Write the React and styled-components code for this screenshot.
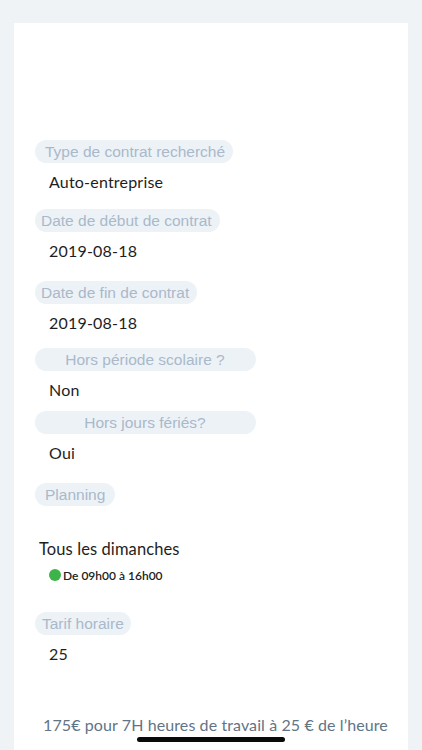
import React from "react";
import styled, { createGlobalStyle } from "styled-components";

const Global = createGlobalStyle`
  html, body { margin: 0; padding: 0; background: #eff3f5; }
  body { height: 750px; overflow: hidden; }
  #root { height: 750px; }
`;

const Page = styled.div`
  position: relative;
  height: 750px;
  padding: 23px 14px 0 14px;
  box-sizing: border-box;
  background: #eff3f5;
  overflow: hidden;
`;

const Card = styled.div`
  background: #ffffff;
  min-height: 760px;
  padding: 117px 0 0 21px;
  box-sizing: border-box;
  display: flex;
  flex-direction: column;
  align-items: flex-start;
`;

const Field = styled.div`
  display: flex;
  flex-direction: column;
  align-items: flex-start;
  margin-top: ${(p) => p.$mt || 0}px;
`;

const Pill = styled.div`
  height: 23px;
  line-height: 23px;
  border-radius: 12px;
  background: #edf2f7;
  color: #a9b9ca;
  font-family: "Liberation Sans", Arial, sans-serif;
  font-size: 15.5px;
  padding: 0 ${(p) => p.$pr ?? 8}px 0 ${(p) => p.$pl ?? 7}px;
  white-space: nowrap;
  ${(p) => (p.$wide ? "width: 221px; box-sizing: border-box; text-align: center;" : "")}
`;

const Value = styled.div`
  margin-top: 9px;
  margin-left: 14px;
  line-height: 20px;
  font-family: Lato, "Open Sans", sans-serif;
  font-size: 16px;
  letter-spacing: 0.2px;
  color: #1e1e1e;
`;

const DayTitle = styled.div`
  margin-top: ${(p) => p.$mt}px;
  margin-left: 4px;
  line-height: 20px;
  font-family: Lato, "Open Sans", sans-serif;
  font-size: 16.5px;
  letter-spacing: 0.1px;
  color: #1e1e1e;
`;

const Slot = styled.div`
  margin-top: 8px;
  margin-left: 14px;
  display: flex;
  align-items: center;
  gap: 2px;
  height: 16px;
  font-family: Lato, "Open Sans", sans-serif;
  font-size: 12px;
  font-weight: 600;
  color: #222;
`;

const Dot = styled.span`
  width: 12px;
  height: 12px;
  border-radius: 50%;
  background: #3db449;
`;

const Summary = styled.div`
  margin-top: ${(p) => p.$mt}px;
  margin-left: 8px;
  line-height: 20px;
  font-family: Lato, "Open Sans", sans-serif;
  font-size: 16px;
  letter-spacing: 0.1px;
  color: #5f7487;
  white-space: nowrap;
`;

const HomeIndicator = styled.div`
  position: absolute;
  left: 137px;
  top: 737px;
  width: 148px;
  height: 5px;
  border-radius: 3px;
  background: #0a0a0a;
`;

export default function App() {
  return (
    <>
      <Global />
      <Page>
        <Card>
          <Field>
            <Pill $pl={10}>Type de contrat recherché</Pill>
            <Value>Auto-entreprise</Value>
          </Field>
          <Field $mt={17}>
            <Pill $pl={6}>Date de début de contrat</Pill>
            <Value>2019-08-18</Value>
          </Field>
          <Field $mt={20}>
            <Pill $pl={6}>Date de fin de contrat</Pill>
            <Value>2019-08-18</Value>
          </Field>
          <Field $mt={15}>
            <Pill $wide>Hors période scolaire ?</Pill>
            <Value>Non</Value>
          </Field>
          <Field $mt={11}>
            <Pill $wide>Hors jours fériés?</Pill>
            <Value>Oui</Value>
          </Field>
          <Field $mt={20}>
            <Pill $pl={10} $pr={10}>Planning</Pill>
          </Field>
          <DayTitle $mt={33}>Tous les dimanches</DayTitle>
          <Slot>
            <Dot />
            De 09h00 à 16h00
          </Slot>
          <Field $mt={29}>
            <Pill $pl={7} $pr={7}>Tarif horaire</Pill>
            <Value>25</Value>
          </Field>
          <Summary $mt={51}>175€ pour 7H heures de travail à 25 € de l’heure</Summary>
        </Card>
        <HomeIndicator />
      </Page>
    </>
  );
}
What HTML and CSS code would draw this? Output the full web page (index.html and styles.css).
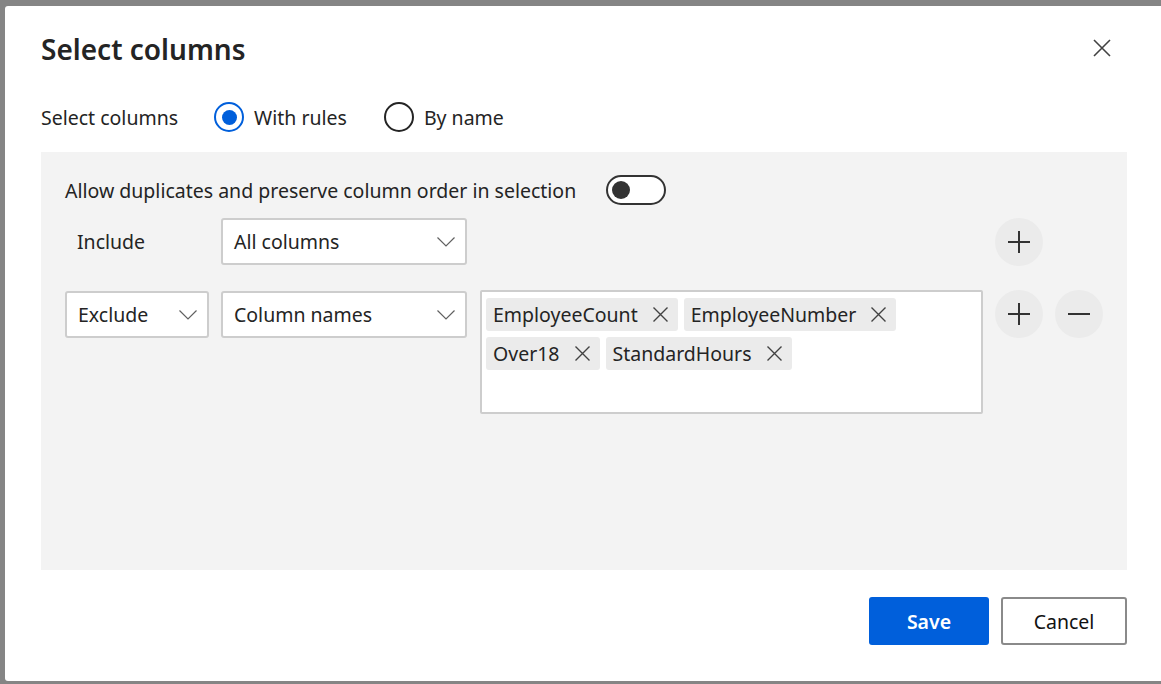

◇ ◇ ◇

- _Direction_:
Report only a number: how many lines in the material above contain the string "components".

- _Result_:
2